Wasn’t sure we could make it. First I had to get tickets. Then I had to get transportation. Good news was we were going to be in West Virginia, closer than CA, for a fundraiser for the Food Bank of WV; the Governor’s One Shot Doe Hunt.
After two weeks of waiting and calling a few board members, we got confirmation that the Country Music Hall of Fame would give us two tickets.
Now transportation. Commercial travel one had to “go through Timbuktu” – so about 8 hours or more. Direct by private plane would be about an hour.
I asked CMHOF and they confirmed two tickets for the dinner reception for whomever gave us a ride.
I tried facebook; lots of suggestions but no ride. One friend kept trying her friends. I tried pilot friends in WV, almost a ride…. but no ride. I tried pilot friends in CA. A ride….no ride.
When I packed for our trip our bags were full of huntin’ gear and I didn’t want to bring another bag of nice clothes if we weren’t going to use them. I’m a little superstitious. If I brought nice clothes, we definitely would not get a ride. If I didn’t…just maybe….
I called several charter companies to see if they would do a trade – far too expensive for us otherwise.

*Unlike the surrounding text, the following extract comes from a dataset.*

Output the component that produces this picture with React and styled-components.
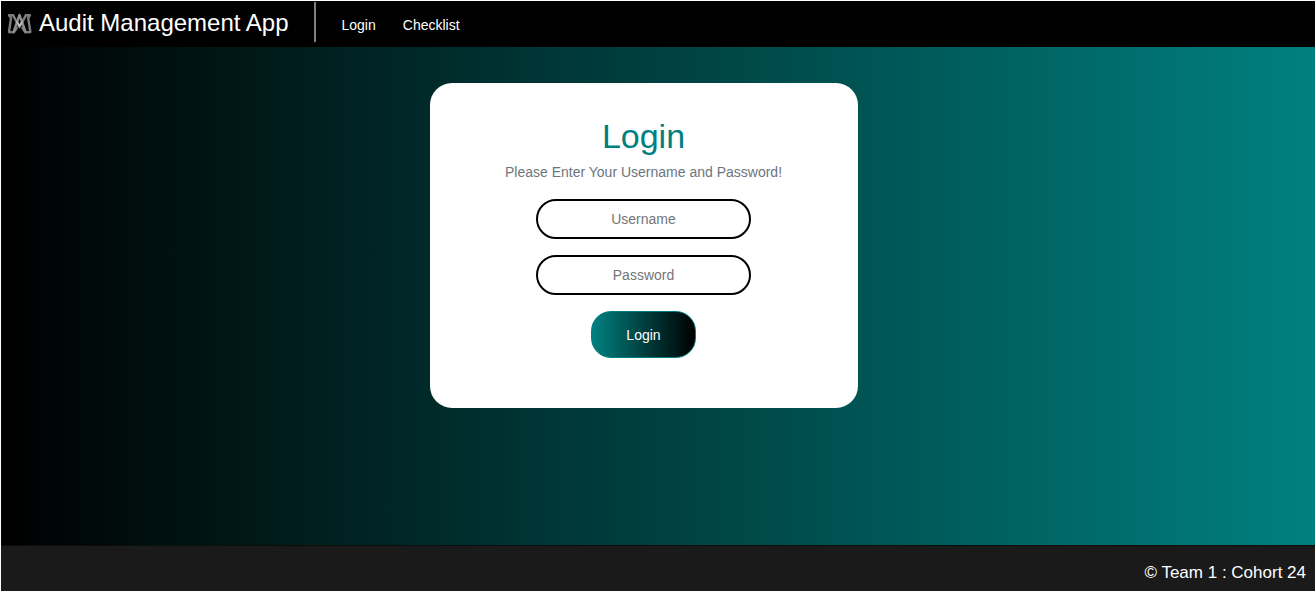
import React from "react";
import styled, { createGlobalStyle } from "styled-components";

const GlobalStyle = createGlobalStyle`
  *, *::before, *::after { box-sizing: border-box; }
  body {
    margin: 0;
    background: #fff;
    font-family: "Liberation Sans", Arial, sans-serif;
    font-size: 14px;
    line-height: 20px;
  }
`;

const Page = styled.div`
  min-height: 100vh;
  padding: 1px;
  display: flex;
  flex-direction: column;
`;

const Navbar = styled.header`
  display: flex;
  align-items: flex-start;
  min-height: 46px;
  padding: 1px 6px;
  background: #000;
`;

const Brand = styled.a`
  display: flex;
  align-items: center;
  gap: 6px;
  height: 40px;
  padding: 2px 25px 0 0;
  border-right: 2px solid #808080;
  color: #fff;
  font-size: 24px;
  line-height: 38px;
  text-decoration: none;
  white-space: nowrap;
`;

const Logo = styled.svg`
  width: 26px;
  height: 24px;
  flex: none;
`;

const NavLinks = styled.nav`
  display: flex;
  gap: 27px;
  padding: 13px 26px 0;
`;

const NavLink = styled.a`
  color: #fff;
  text-decoration: none;
`;

const Main = styled.main`
  flex: 1;
  display: flex;
  justify-content: center;
  align-items: flex-start;
  padding: 36px 29px 36px 0;
  background: linear-gradient(to right, #000, #008080);
`;

const Card = styled.form`
  display: flex;
  flex-direction: column;
  align-items: center;
  width: 100%;
  max-width: 428px;
  padding: 33px 16px 50px;
  border-radius: 22px;
  background: #fff;
`;

const Title = styled.h1`
  margin: 0 0 6px;
  color: #008080;
  font-size: 34px;
  font-weight: 400;
  line-height: 40px;
`;

const Hint = styled.p`
  margin: 0 0 17px;
  color: #6c757d;
  text-align: center;
`;

const Field = styled.input`
  width: 215px;
  max-width: 100%;
  height: 40px;
  margin-bottom: 16px;
  padding: 0 16px;
  border: 2px solid #000;
  border-radius: 20px;
  background: none;
  color: #000;
  font: inherit;
  text-align: center;
  outline: none;

  &::placeholder { color: #757575; opacity: 1; }
  &:focus { border-color: #008080; }
`;

const SubmitButton = styled.button`
  width: 105px;
  height: 47px;
  padding: 0;
  border: 1px solid #008080;
  border-radius: 20px;
  background: linear-gradient(to right, #008080, #000);
  color: #fff;
  font: inherit;
  cursor: pointer;
`;

const Footer = styled.footer`
  min-height: 46px;
  padding: 16px 9px 6px;
  border-top: 1px solid #0d0d0d;
  background: #1a1a1a;
  color: #fff;
  font-size: 17px;
  line-height: 22px;
  text-align: right;
`;

export default function App() {
  return (
    <>
      <GlobalStyle />
      <Page>
        <Navbar>
          <Brand href="#home">
            <Logo viewBox="0 0 26 24" fill="none" aria-hidden="true">
              <g strokeLinejoin="round" strokeLinecap="round" strokeWidth="2.4">
                <path
                  d="M6 4.2H2L4 7L2 21L6.8 21.2L9.8 17M19 4.2H23L21.2 7L23.4 21L18.4 21.2L15.4 17"
                  stroke="#7c7c7c"
                />
                <path d="M6 4.2L12.5 16L19 4.2" stroke="#808080" />
                <path d="M6.8 20.5L12.5 4L18.4 20.5" stroke="#8c8c8c" />
                <path d="M10 11L12.5 15L15 11" stroke="#b8b8b8" strokeWidth="2" />
              </g>
            </Logo>
            Audit Management App
          </Brand>
          <NavLinks>
            <NavLink href="#login">Login</NavLink>
            <NavLink href="#checklist">Checklist</NavLink>
          </NavLinks>
        </Navbar>
        <Main>
          <Card onSubmit={(event) => event.preventDefault()}>
            <Title>Login</Title>
            <Hint>Please Enter Your Username and Password!</Hint>
            <Field type="text" name="username" placeholder="Username" aria-label="Username" />
            <Field type="password" name="password" placeholder="Password" aria-label="Password" />
            <SubmitButton type="submit">Login</SubmitButton>
          </Card>
        </Main>
        <Footer>© Team 1 : Cohort 24</Footer>
      </Page>
    </>
  );
}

Three days before the event, I tried one last one thinking no way but it’s worth an email. We got a response. They’d do it. Woo hoo! Um…how much? I asked wincing at the thought of, bracing for, the cost…? Honored to do it – no cost. Wow! Wow! was all I could respond. My second email remembered to say: Thank you.
I contacted Darrick Kinslow, Oak Ridge Boys road manager, and told him it was a go. Only Darrick knew. Jim Halsey had known we were trying to attend as I had asked him if he knew anyone who would fly us.
We flew in mid-day Sunday and rested – we figured and experience told us, even though CMA HOF had said the ceremony would end at 7:30pm, 8 tops, it wouldn’t and it would be a late night. (It was).
I rather wish we had come in a day early. This was my first time to Nashville and to Tennessee ever. There are no clothing stores downtown. I was hoping to find something a little more suitable. I did find a sweater vest for Gen Yeager and a scarf to upgrade my mode of attire. I also bought a guitar string bracelet which proceeds helped the homeless. Somehow that abandoned my wrist during the evening. What a town. (The next day we went to a late breakfast, early lunch downtown. From various bars and restaurants mid-day on a Monday; the music and people were loud, spilling onto the streets, alcohol abounding…. that early. Wow.)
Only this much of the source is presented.